Innovation needs diversity to thrive
Ali Merifield the head of client services at Mirum, a digital creative agency, has published an essay that encourages leaders in search of innovative ideas to steel themselves for discomfort and awkwardness ahead. Diverse teams, “might slow down process and expose some shortcomings and weaknesses elsewhere in the system,” she says. “Problem solving and product development won’t be as comfortable, or as much fun, as working in a homogenous group straight out of the same social, cultural and educational background,” she ways. But it’s that comfort and familiarity that causes teams to fail.

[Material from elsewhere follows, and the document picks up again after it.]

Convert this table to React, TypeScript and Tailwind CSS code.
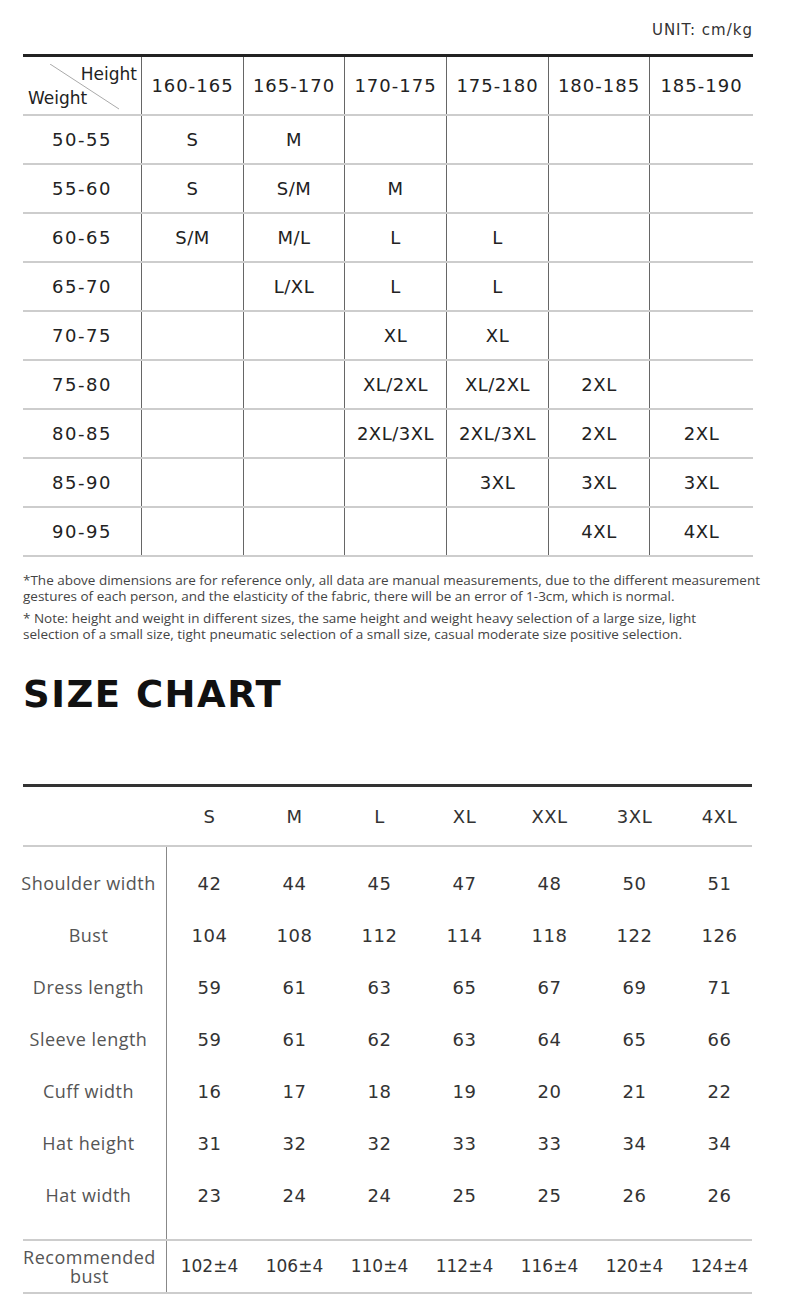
const heights = ["160-165", "165-170", "170-175", "175-180", "180-185", "185-190"];

const weightRows: [string, string[]][] = [
  ["50-55", ["S", "M", "", "", "", ""]],
  ["55-60", ["S", "S/M", "M", "", "", ""]],
  ["60-65", ["S/M", "M/L", "L", "L", "", ""]],
  ["65-70", ["", "L/XL", "L", "L", "", ""]],
  ["70-75", ["", "", "XL", "XL", "", ""]],
  ["75-80", ["", "", "XL/2XL", "XL/2XL", "2XL", ""]],
  ["80-85", ["", "", "2XL/3XL", "2XL/3XL", "2XL", "2XL"]],
  ["85-90", ["", "", "", "3XL", "3XL", "3XL"]],
  ["90-95", ["", "", "", "", "4XL", "4XL"]],
];

const sizes = ["S", "M", "L", "XL", "XXL", "3XL", "4XL"];

const measures: [string, string[]][] = [
  ["Shoulder width", ["42", "44", "45", "47", "48", "50", "51"]],
  ["Bust", ["104", "108", "112", "114", "118", "122", "126"]],
  ["Dress length", ["59", "61", "63", "65", "67", "69", "71"]],
  ["Sleeve length", ["59", "61", "62", "63", "64", "65", "66"]],
  ["Cuff width", ["16", "17", "18", "19", "20", "21", "22"]],
  ["Hat height", ["31", "32", "32", "33", "33", "34", "34"]],
  ["Hat width", ["23", "24", "24", "25", "25", "26", "26"]],
];

const bust = ["102±4", "106±4", "110±4", "112±4", "116±4", "120±4", "124±4"];

const wide = "font-['DejaVu_Sans',sans-serif]";
const firstCols = "grid grid-cols-[119px_102px_101px_102px_102px_101px_103px]";
const chartCols = "grid grid-cols-[repeat(7,85px)]";

function WeightTable() {
  return (
    <div className={`w-[730px] border-t-[3px] border-[#222] text-[#222] ${wide}`}>
      <div className={`${firstCols} h-[59px] border-b-2 border-[#cdcdcd]`}>
        <div className="relative flex flex-col justify-between border-r border-[#666] pl-[5px] pr-[4px] pt-[6px] pb-[5px] text-[17px] leading-[22px]">
          <svg className="absolute left-[27px] top-[7px]" width="70" height="46">
            <line x1="0" y1="0" x2="69" y2="45" stroke="#aaa" strokeWidth="1" />
          </svg>
          <span className="self-end">Height</span>
          <span className="self-start">Weight</span>
        </div>
        {heights.map((h, i) => (
          <div
            key={h}
            className={`flex items-center justify-center text-[18px] tracking-[1px] ${i < 5 ? "border-r border-[#666]" : ""}`}
          >
            {h}
          </div>
        ))}
      </div>
      {weightRows.map(([w, cells]) => (
        <div key={w} className={`${firstCols} h-[49px] border-b-2 border-[#cdcdcd]`}>
          <div className="flex items-center justify-center border-r border-[#666] text-[18px] tracking-[1.5px]">{w}</div>
          {cells.map((c, i) => (
            <div
              key={i}
              className={`flex items-center justify-center whitespace-nowrap text-[18px] tracking-[0.5px] ${i < 5 ? "border-r border-[#666]" : ""}`}
            >
              {c}
            </div>
          ))}
        </div>
      ))}
    </div>
  );
}

function SizeChart() {
  return (
    <div className="w-[729px] border-t-[3px] border-[#333] text-[#333]">
      <div className={`flex h-[60px] border-b-2 border-[#cdcdcd] ${wide}`}>
        <div className="w-[144px] shrink-0" />
        <div className={chartCols}>
          {sizes.map((s) => (
            <div key={s} className="flex items-center justify-center text-[18px] tracking-[0.5px]">
              {s}
            </div>
          ))}
        </div>
      </div>
      <div className="flex border-b-2 border-[#cdcdcd]">
        <div className="w-[144px] shrink-0 border-r border-[#888] pt-[10px] pb-[18px] pr-[12px] font-['Open_Sans',sans-serif] text-[18px] tracking-[0.5px] text-[#555]">
          {measures.map(([label]) => (
            <div key={label} className="flex h-[52px] items-center justify-center whitespace-nowrap">
              {label}
            </div>
          ))}
        </div>
        <div className={`pt-[10px] pb-[18px] ${wide}`}>
          {measures.map(([label, vals]) => (
            <div key={label} className={`${chartCols} h-[52px]`}>
              {vals.map((v, i) => (
                <div key={i} className="flex items-center justify-center text-[18px] tracking-[0.5px]">
                  {v}
                </div>
              ))}
            </div>
          ))}
        </div>
      </div>
      <div className="flex h-[53px] border-b-2 border-[#cdcdcd]">
        <div className="flex w-[144px] shrink-0 flex-col items-center justify-center border-r border-[#888] pr-[10px] font-['Open_Sans',sans-serif] text-[18px] leading-[19px] tracking-[0.5px] text-[#555]">
          <span>Recommended</span>
          <span>bust</span>
        </div>
        <div className={`${chartCols} ${wide}`}>
          {bust.map((b) => (
            <div key={b} className="flex items-center justify-center text-[17px]">
              {b}
            </div>
          ))}
        </div>
      </div>
    </div>
  );
}

export default function App() {
  return (
    <div className="min-h-[1304px] w-[790px] bg-white pl-[23px]">
      <div className={`flex justify-end pr-[37px] pt-[21px] pb-[15px] text-[15px] leading-[18px] tracking-[1px] text-[#333] ${wide}`}>
        UNIT: cm/kg
      </div>
      <WeightTable />
      <div className="mt-[15px] font-['Open_Sans',sans-serif] text-[13.5px] leading-[16px] text-[#444]">
        <p className="whitespace-nowrap">
          *The above dimensions are for reference only, all data are manual measurements, due to the different measurement
        </p>
        <p className="whitespace-nowrap">
          gestures of each person, and the elasticity of the fabric, there will be an error of 1-3cm, which is normal.
        </p>
        <p className="mt-[6px] whitespace-nowrap">
          * Note: height and weight in different sizes, the same height and weight heavy selection of a large size, light
        </p>
        <p className="whitespace-nowrap">
          selection of a small size, tight pneumatic selection of a small size, casual moderate size positive selection.
        </p>
      </div>
      <h1 className={`mt-[33px] text-[37px] leading-[40px] font-bold tracking-[1.5px] text-[#111] ${wide}`}>SIZE CHART</h1>
      <div className="mt-[69px]">
        <SizeChart />
      </div>
    </div>
  );
}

By falling back on an initially easy rapport, assumptions go unchallenged and new perspectives fail to surface.
Campaign Live

What actually happens when we say ‘I don’t see race?’
Writer Zach Stafford explains that it’s not a compliment when someone “forgets” he’s black. “[T]he smart ones quickly realize that complimenting someone on not being black is actually pretty racist, so they switch gears,” he begins. Then he explores the still very popular notion that it’s better to declare that you’re going to ignore the race of others. “’Colorblindness’ doesn’t acknowledge the very real ways in which racism has existed and continues to exist, both in individuals and systemically,” he says. “By professing not to see race, you’re just ignoring racism, not solving it.”
The Guardian


In this day and age people are so sensitive that no matter what you do, somebody is going to make a big deal out of it. Me doing that had zero malicious intent … I get that race is a touchy subject, but not everybody is that way. Media tends to make a big deal out of things. If that was disrespectful to anyone, I by all means apologize. That was never my intention. It never crossed my mind.